The week before at a different lake they wanted a small slender chrome spoon at 1/8 ounces. I had that same lure on and tossed at those busters with it for a hot minute. Not one time did I even get a bump. I switched up and went to a slightly shorter wider body spoon with the same weight of 1/8. I landed a 3.5 pounder on my first toss. Was that luck? Next toss when they came up, I landed a solid 3. That pattern continued for a few hours. And I landed 8 bass on that spoon in between landing others on the bottom using bottom baits.
If I would have stayed with the more slender-version spoon, as nice as it looked to me, I’d have missed out on 8 more solid bass.

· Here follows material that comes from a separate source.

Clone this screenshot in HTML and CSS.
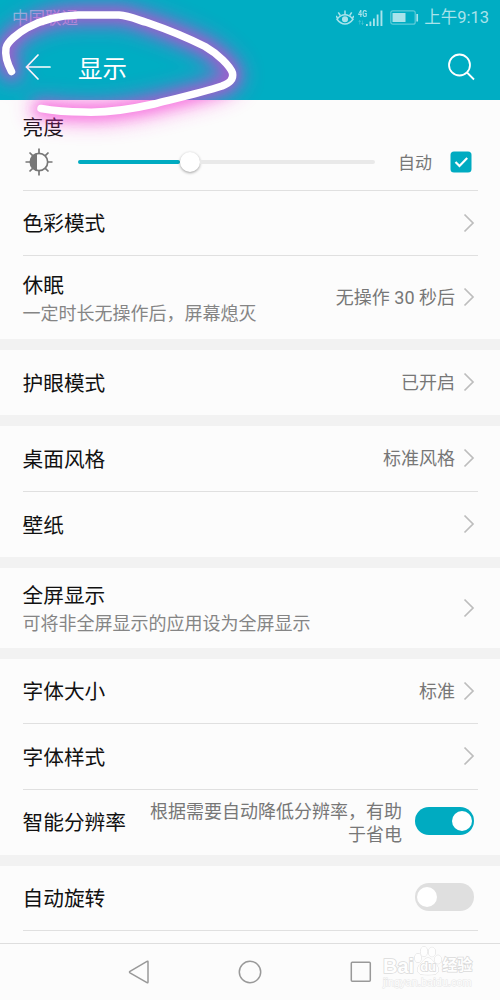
FILE: index.html
```html
<!DOCTYPE html>
<html lang="zh-CN">
<head>
<meta charset="utf-8">
<title>显示</title>
<link rel="stylesheet" href="styles.css">
</head>
<body>
<svg class="defs" width="0" height="0" aria-hidden="true">
  <symbol id="chevron" viewBox="0 0 12 20"><path d="M1.500 1.500 10 10 1.500 18.500" fill="none" stroke="#bdbdbd" stroke-width="1.700"/></symbol>
</svg>
<div class="screen">
  <header class="header">
    <div class="status">
      <span class="carrier">中国联通</span>
      <div class="indicators">
        <svg class="eye" width="18" height="16" viewBox="0 0 18 16" fill="none" stroke="currentColor" stroke-width="1.500">
          <path d="M1 9.200Q4.500 4.800 9 4.800T17 9.200Q13.500 14 9 14T1 9.200Z"/>
          <circle cx="9" cy="9.300" r="2.300" fill="currentColor"/>
          <path d="M9 4.500V.5M4.300 5.500 2.300 2.400M13.700 5.500l2-3.100M1.600 8 0 6M16.400 8 18 6"/>
        </svg>
        <div class="signal">
          <span class="network">4G</span>
          <svg width="25" height="16" viewBox="0 0 25 16" fill="currentColor">
            <path d="M8 14h1.800v2H8zM11.500 11.500h1.800V16h-1.800zM15 8.500h1.800V16H15zM18.700 4.500h1.800V16h-1.800zM22.500.5h1.900V16h-1.900z"/>
            <path d="M1.700 10.500v4M4.500 10.500v4M.7 12l1-1.500 1 1.500M3.500 13l1 1.500 1-1.500" fill="none" stroke="currentColor" stroke-width=".7" opacity=".4"/>
          </svg>
        </div>
        <svg class="battery" width="29" height="15" viewBox="0 0 29 15">
          <rect x=".8" y=".8" width="24.400" height="13.400" rx="2" fill="none" stroke="currentColor" stroke-width="1.200" opacity=".55"/>
          <path d="M2.500 3h13v9h-13z" fill="currentColor"/>
          <path d="M27.200 4v7.500" stroke="currentColor" stroke-width="1.700"/>
        </svg>
        <span class="clock">上午9:13</span>
      </div>
    </div>
    <div class="titlebar">
      <svg class="back" width="26" height="26" viewBox="0 0 26 26" fill="none" stroke="#fff" stroke-width="1.700" stroke-linecap="round"><path d="M13 1 1.500 13 13 25M1.500 13H25"/></svg>
      <h1 class="title">显示</h1>
      <svg class="search" width="28" height="28" viewBox="0 0 28 28" fill="none" stroke="#fff" stroke-width="1.800"><circle cx="12.500" cy="12" r="10.500"/><path d="m20 19.500 7 7"/></svg>
    </div>
  </header>

  <main class="settings">
    <section class="group">
      <div class="brightness">
        <span class="label">亮度</span>
        <div class="brightness-row">
          <svg class="sun" width="28" height="28" viewBox="0 0 28 28" fill="none" stroke="#777" stroke-width="1.700">
            <circle cx="14" cy="14" r="8.700"/>
            <path d="M12 5.300a9 9 0 0 0 0 17.400z" fill="#777" stroke="none"/>
            <path d="M14 .5v5M14 22.500v5M.5 14h5M22.500 14h5M4.500 4.500l3.200 3.200M20.300 20.300l3.200 3.200M4.500 23.500l3.200-3.200M20.300 7.700l3.200-3.200"/>
          </svg>
          <div class="slider"><div class="slider-fill"></div><div class="knob"></div><div class="slider-rest"></div></div>
          <span class="auto">自动</span>
          <svg class="checkbox" width="22" height="22" viewBox="0 0 22 22"><rect x=".5" y=".5" width="21" height="21" rx="3.500" fill="#00abc1"/><path d="m5.500 11 4 4 7.700-8" fill="none" stroke="#fff" stroke-width="2.200"/></svg>
        </div>
      </div>
      <div class="row"><span class="label">色彩模式</span><svg class="chevron"><use href="#chevron"/></svg></div>
      <div class="row row-sleep">
        <div class="stack"><span class="label">休眠</span><span class="hint">一定时长无操作后，屏幕熄灭</span></div>
        <span class="value">无操作 30 秒后</span><svg class="chevron"><use href="#chevron"/></svg>
      </div>
    </section>
    <section class="group">
      <div class="row"><span class="label">护眼模式</span><span class="value">已开启</span><svg class="chevron"><use href="#chevron"/></svg></div>
    </section>
    <section class="group">
      <div class="row"><span class="label">桌面风格</span><span class="value">标准风格</span><svg class="chevron"><use href="#chevron"/></svg></div>
      <div class="row"><span class="label">壁纸</span><svg class="chevron"><use href="#chevron"/></svg></div>
    </section>
    <section class="group">
      <div class="row row-full">
        <div class="stack"><span class="label">全屏显示</span><span class="hint">可将非全屏显示的应用设为全屏显示</span></div>
        <svg class="chevron"><use href="#chevron"/></svg>
      </div>
    </section>
    <section class="group">
      <div class="row"><span class="label">字体大小</span><span class="value">标准</span><svg class="chevron"><use href="#chevron"/></svg></div>
      <div class="row"><span class="label">字体样式</span><svg class="chevron"><use href="#chevron"/></svg></div>
      <div class="row row-resolution"><span class="label">智能分辨率</span><span class="value note">根据需要自动降低分辨率，有助于省电</span><span class="switch on"></span></div>
    </section>
    <section class="group last">
      <div class="row"><span class="label">自动旋转</span><span class="switch"></span></div>
    </section>
  </main>

  <nav class="navbar">
    <svg width="22" height="24" viewBox="0 0 22 24"><path d="M20 2v20q0 1.200-1 .6L2 12.800q-1-.8 0-1.500L19 1.400q1-.6 1 .6z"/></svg>
    <svg width="24" height="24" viewBox="0 0 24 24"><circle cx="12" cy="12" r="10.700"/></svg>
    <svg width="22" height="22" viewBox="0 0 22 22"><rect x="1.300" y="1.300" width="19" height="19" rx="1"/></svg>
  </nav>

  <div class="watermark">
    <div class="brand">
      <span class="bai">Bai</span>
      <span class="paw">
        <svg width="28" height="30" viewBox="0 0 28 30" fill="#fefefe" stroke="#dedede" stroke-width="1">
          <ellipse cx="4" cy="12" rx="3.200" ry="4.300"/><ellipse cx="10" cy="5.500" rx="3.300" ry="4.700"/><ellipse cx="18" cy="6" rx="3.300" ry="4.700"/><ellipse cx="24" cy="13.500" rx="3.200" ry="4.300"/>
          <path d="M14 12c-4 0-5 4-8 6.500-4 3.500-3 9.500 2 10 4 .4 8 .4 12 0 5-.5 6-6.500 2-10-3-2.500-4-6.500-8-6.500z"/>
        </svg>
        <span class="du">du</span>
      </span>
      <span class="jingyan">经验</span>
    </div>
    <span class="site">jingyan.baidu.com</span>
  </div>

  <svg class="scribble" width="300" height="170" viewBox="0 0 300 170" fill="none" stroke-linecap="round" stroke-linejoin="round">
    <defs>
      <path id="loop" d="M11.500 71.500C7 63 5 54 6 48C7 42 18 33 27 28C43 19 61 15.500 78 15H119C130 16 138 20 147 22.500C166 29 188 38 205 46.500C218 54 230 66 232.500 73C234 80 229 83 222 86C204 92 178 98 154 104C132 109 108 113 84 112Q60 112 41 108.500"/>
      <filter id="wide" filterUnits="userSpaceOnUse" x="-60" y="-60" width="420" height="290"><feGaussianBlur stdDeviation="10"/></filter>
      <filter id="near" filterUnits="userSpaceOnUse" x="-60" y="-60" width="420" height="290"><feGaussianBlur stdDeviation="6"/></filter>
    </defs>
    <use href="#loop" stroke="#f838d0" stroke-width="23" opacity=".5" filter="url(#wide)"/>
    <use href="#loop" stroke="#f032d4" stroke-width="13" opacity=".4" filter="url(#near)"/>
    <use href="#loop" stroke="#fff" stroke-width="7.500"/>
  </svg>
</div>
</body>
</html>
```

FILE: styles.css
```css
* { box-sizing: border-box; }
body { margin: 0; }
.defs { position: absolute; }
.screen {
  position: relative;
  display: flex;
  flex-direction: column;
  width: 500px;
  height: 1000px;
  overflow: hidden;
  background: #fcfcfc;
  font-family: Roboto, "Noto Sans CJK SC", sans-serif;
  color: #111;
}
.header { height: 100px; background: #00adc3; flex: none; }
.status {
  display: flex;
  justify-content: space-between;
  align-items: center;
  height: 34px;
  padding: 1px 11px 0 12px;
  color: #a9e3eb;
}
.carrier { padding-top: 2px; font-size: 16.500px; line-height: 24px; color: #7fc7dc; }
.indicators { display: flex; align-items: center; }
.eye { margin-right: 4px; }
.signal { display: grid; margin-right: 7px; }
.signal > * { grid-area: 1 / 1; }
.network { font-size: 9px; line-height: 8px; font-weight: 700; transform: scaleX(.8); transform-origin: left; }
.battery { margin-right: 5px; }
.clock { font-size: 16.500px; line-height: 24px; white-space: nowrap; }
.titlebar { display: flex; align-items: center; height: 66px; padding: 0 25px 0 25px; }
.title { flex: 1; margin: 0 0 0 27px; padding-top: 5px; font-size: 24.500px; line-height: 36px; font-weight: 400; color: #fff; }

.settings { display: flex; flex-direction: column; gap: 11px; height: 843px; background: #f2f2f2; flex: none; }
.group { background: #fcfcfc; padding: 0 22px 0 22.500px; }
.group.last { flex: 1; }
.brightness { height: 91px; padding-top: 12px; border-bottom: 1px solid #e0e0e0; }
.brightness .label { display: block; padding-top: 1px; height: 30px; }
.brightness-row { display: flex; align-items: center; height: 40px; padding-left: 2.500px; }
.slider { display: flex; align-items: center; width: 297px; margin-left: 25px; }
.slider-fill { width: 102px; height: 4px; background: #00abc1; border-radius: 2px; }
.knob { width: 20px; height: 20px; border-radius: 50%; background: #fff; box-shadow: 0 1px 3px rgba(0,0,0,.38); flex: none; }
.slider-rest { flex: 1; height: 4px; background: #e9e9e9; border-radius: 0 2px 2px 0; }
.auto { margin-left: 23px; margin-bottom: 1px; font-size: 17px; color: #777; }
.checkbox { margin-left: 18px; }
.label { padding-top: 2px; font-size: 20.700px; line-height: 30px; white-space: nowrap; }
.row { display: flex; align-items: center; height: 65px; }
.row + .row { height: 66px; border-top: 1px solid #e0e0e0; }
.brightness + .row { height: 64px; }
.row + .row.row-sleep { height: 84px; }
.group:nth-child(5) .row:first-child { height: 64px; }
.group:nth-child(5) .row-resolution { padding-bottom: 1px; }
.row-full { height: 80px; }
.stack { display: flex; flex-direction: column; }
.hint { font-size: 18px; line-height: 26px; color: #858585; white-space: nowrap; }
.value { margin-left: auto; padding-top: 1px; font-size: 18px; line-height: 26px; color: #777; white-space: nowrap; }
.chevron { width: 12px; height: 20px; margin: 0 3px 1px 8px; flex: none; }
.label + .chevron, .stack + .chevron { margin-left: auto; }
.note { width: 256px; padding: 2px 1px 0 0; line-height: 23px; text-align: right; white-space: normal; }
.switch { display: flex; width: 59px; height: 28px; padding: 4px 2px; margin-left: auto; margin-bottom: 3px; margin-right: 4px; border-radius: 14px; background: #dfdfdf; flex: none; }
.switch::before { content: ""; width: 20px; height: 20px; border-radius: 50%; background: #fff; }
.switch.on { justify-content: flex-end; margin-left: 12px; background: #00abc1; }
.group.last .row { border-bottom: 1px solid #e0e0e0; }

.navbar { display: flex; justify-content: center; align-items: center; gap: 88px; height: 57px; border-top: 1px solid #dedede; }
.navbar svg { fill: none; stroke: #999; stroke-width: 1.500; }

.watermark { position: absolute; left: 383px; top: 945px; width: 92px; color: #fefefe; -webkit-text-stroke: 1.500px #dadada; paint-order: stroke fill; }
.brand { display: flex; align-items: flex-end; height: 31px; }
.bai { font: 700 20px/20px "Liberation Sans", sans-serif; }
.paw { display: grid; place-items: end center; }
.paw > * { grid-area: 1 / 1; }
.du { font: 700 13px/18px "Liberation Sans", sans-serif; }
.jingyan { font-size: 15px; line-height: 22px; font-weight: 700; white-space: nowrap; }
.site { display: block; font: 11px/13px "Liberation Sans", sans-serif; white-space: nowrap; -webkit-text-stroke: 1px #e6e6e6; }
.scribble { position: absolute; left: 0; top: 0; }
```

Gong back to the other lake, it started out like it had. Metal in the bait and soft plastics away from the bait. Then it was like a light switch was turned off. The soft plastic could not get a bite. It was all metal and no stopping throughout the day. I believe I landed 2 fish on the soft bait that afternoon. I have to keep the fish honest so I’ll toss that other bait to be sure they have switched back again.
If I had only tossed the soft plastic or got too locked into that bait you could feel the fish are no longer there. That was not the case at all. They were there and in large numbers.
My top 3 baits this fall season so far:
- Small spoons in 1/16-– to 1/8-ounce sizes, both slender and wide, tossed on 6-pound braid with a short 10-pound fluoro leader.
- Larger 3/8-ounce spoons on 12-pound Copolymer line. 6:01 reel
- Fly-lined 3-inch soft minnow baits, tossed on straight 6-pound braid and/or add a short 10-pound fluoro leader.
By next week, however, that could all change. And trust that even though those are my three that have produced, make no mistake, I still have a large walking bait and small popper and keel weighted 4-pound paddle tail on the deck as well.
During the chase you may end up right next to the perfect shallow grass bed and that paddle tail could do some quick damage. Take advantage of the situation if and when it presents itself.
This fall when you’re out on the water, remember to make those simple changes. It can make all the difference of an epic day on the water vs., as we mentioned earlier, simply, “What happened out there today?”